§ **Collected data**
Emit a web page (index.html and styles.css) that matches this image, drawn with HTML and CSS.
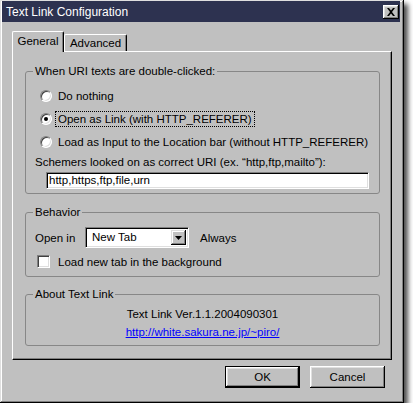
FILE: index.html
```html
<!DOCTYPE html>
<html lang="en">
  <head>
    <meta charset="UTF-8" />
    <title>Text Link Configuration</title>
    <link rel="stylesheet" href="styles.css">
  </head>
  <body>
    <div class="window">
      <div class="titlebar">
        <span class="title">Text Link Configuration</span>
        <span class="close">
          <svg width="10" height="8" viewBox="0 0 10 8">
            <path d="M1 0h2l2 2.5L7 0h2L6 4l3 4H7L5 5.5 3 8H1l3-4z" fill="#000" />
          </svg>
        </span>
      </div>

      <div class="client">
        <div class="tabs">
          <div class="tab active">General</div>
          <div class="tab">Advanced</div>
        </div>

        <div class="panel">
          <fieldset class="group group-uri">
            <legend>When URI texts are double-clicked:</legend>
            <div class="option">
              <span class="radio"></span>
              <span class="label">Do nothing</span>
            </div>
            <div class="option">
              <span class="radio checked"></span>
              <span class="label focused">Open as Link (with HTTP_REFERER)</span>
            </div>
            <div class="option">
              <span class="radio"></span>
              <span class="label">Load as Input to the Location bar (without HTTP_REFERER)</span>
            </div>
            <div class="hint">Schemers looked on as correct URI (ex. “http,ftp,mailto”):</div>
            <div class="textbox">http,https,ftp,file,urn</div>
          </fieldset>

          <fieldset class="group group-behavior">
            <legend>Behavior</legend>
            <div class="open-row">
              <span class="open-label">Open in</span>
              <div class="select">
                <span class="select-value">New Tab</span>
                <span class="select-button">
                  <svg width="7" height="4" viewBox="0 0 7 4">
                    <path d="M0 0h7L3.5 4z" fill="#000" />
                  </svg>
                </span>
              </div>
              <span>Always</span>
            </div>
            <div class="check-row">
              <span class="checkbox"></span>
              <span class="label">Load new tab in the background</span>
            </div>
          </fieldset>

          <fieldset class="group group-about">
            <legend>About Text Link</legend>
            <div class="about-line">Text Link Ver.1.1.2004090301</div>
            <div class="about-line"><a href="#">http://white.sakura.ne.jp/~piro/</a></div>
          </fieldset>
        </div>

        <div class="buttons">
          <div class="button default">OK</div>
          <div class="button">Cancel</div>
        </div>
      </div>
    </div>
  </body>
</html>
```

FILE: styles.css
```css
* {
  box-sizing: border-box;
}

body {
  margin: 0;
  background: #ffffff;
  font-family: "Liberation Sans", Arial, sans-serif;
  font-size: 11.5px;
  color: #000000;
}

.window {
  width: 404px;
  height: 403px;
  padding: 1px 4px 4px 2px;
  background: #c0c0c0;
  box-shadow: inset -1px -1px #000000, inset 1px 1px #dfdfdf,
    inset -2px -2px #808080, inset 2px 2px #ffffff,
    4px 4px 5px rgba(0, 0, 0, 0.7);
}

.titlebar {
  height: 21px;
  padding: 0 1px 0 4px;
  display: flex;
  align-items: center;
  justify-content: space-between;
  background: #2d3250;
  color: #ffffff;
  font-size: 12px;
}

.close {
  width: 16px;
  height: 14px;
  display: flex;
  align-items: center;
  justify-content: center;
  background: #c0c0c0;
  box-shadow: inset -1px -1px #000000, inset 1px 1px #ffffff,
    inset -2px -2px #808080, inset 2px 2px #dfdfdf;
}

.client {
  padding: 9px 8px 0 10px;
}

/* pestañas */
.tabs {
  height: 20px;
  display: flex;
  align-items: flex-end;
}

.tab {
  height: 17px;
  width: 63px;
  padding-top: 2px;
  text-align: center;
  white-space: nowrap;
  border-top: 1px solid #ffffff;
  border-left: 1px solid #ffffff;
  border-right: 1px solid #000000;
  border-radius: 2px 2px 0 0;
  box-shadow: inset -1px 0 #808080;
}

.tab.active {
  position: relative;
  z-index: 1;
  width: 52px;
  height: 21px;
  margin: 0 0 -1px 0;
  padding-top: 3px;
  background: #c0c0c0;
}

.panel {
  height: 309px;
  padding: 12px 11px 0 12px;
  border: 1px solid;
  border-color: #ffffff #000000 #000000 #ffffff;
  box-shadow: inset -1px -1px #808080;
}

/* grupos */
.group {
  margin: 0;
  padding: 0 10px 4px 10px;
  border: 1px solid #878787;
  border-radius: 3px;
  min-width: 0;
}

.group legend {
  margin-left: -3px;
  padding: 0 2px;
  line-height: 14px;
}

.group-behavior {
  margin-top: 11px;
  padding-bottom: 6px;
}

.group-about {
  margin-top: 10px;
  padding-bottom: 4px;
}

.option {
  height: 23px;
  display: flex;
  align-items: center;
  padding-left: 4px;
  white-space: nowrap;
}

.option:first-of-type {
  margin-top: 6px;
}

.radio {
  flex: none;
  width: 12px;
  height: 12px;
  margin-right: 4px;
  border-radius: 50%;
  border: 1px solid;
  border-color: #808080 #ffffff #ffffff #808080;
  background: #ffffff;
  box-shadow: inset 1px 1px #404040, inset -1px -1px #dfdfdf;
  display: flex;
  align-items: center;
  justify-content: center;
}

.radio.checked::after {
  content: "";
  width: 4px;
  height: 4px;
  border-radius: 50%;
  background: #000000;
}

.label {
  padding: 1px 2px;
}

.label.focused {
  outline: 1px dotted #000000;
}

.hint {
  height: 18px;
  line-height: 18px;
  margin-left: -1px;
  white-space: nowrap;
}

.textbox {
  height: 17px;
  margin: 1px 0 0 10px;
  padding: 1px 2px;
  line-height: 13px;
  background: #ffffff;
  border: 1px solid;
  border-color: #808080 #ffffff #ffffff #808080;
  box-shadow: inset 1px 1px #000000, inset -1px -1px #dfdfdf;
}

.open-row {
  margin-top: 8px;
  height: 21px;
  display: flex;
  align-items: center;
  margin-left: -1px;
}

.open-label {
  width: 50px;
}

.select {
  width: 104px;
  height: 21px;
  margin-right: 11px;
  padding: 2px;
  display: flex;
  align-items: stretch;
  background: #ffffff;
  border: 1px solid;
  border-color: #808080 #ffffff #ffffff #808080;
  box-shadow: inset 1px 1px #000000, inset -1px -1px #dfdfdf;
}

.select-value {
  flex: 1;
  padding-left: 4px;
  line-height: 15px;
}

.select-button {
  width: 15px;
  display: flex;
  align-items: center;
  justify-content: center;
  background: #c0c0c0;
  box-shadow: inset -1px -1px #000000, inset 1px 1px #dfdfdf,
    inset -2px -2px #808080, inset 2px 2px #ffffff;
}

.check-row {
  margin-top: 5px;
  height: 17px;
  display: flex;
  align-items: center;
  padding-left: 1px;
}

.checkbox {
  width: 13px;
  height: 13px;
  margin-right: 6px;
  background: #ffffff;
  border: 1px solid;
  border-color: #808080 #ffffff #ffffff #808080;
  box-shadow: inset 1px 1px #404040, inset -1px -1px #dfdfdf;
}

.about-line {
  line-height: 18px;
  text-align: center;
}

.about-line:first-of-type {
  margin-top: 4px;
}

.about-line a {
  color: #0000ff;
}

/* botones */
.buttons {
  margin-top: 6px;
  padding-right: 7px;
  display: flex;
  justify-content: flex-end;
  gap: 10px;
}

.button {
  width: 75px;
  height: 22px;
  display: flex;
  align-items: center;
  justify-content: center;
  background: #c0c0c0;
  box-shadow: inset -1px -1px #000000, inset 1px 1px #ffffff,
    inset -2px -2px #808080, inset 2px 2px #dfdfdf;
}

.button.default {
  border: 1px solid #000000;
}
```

§ **Goal**
Where does the word "index" appear in the listing? List each line that holds it.

§ **Response to this exercise**
Emit a web page (index.html and styles.css) that matches this image, drawn with HTML and CSS.
FILE: index.html
  z-index: 1;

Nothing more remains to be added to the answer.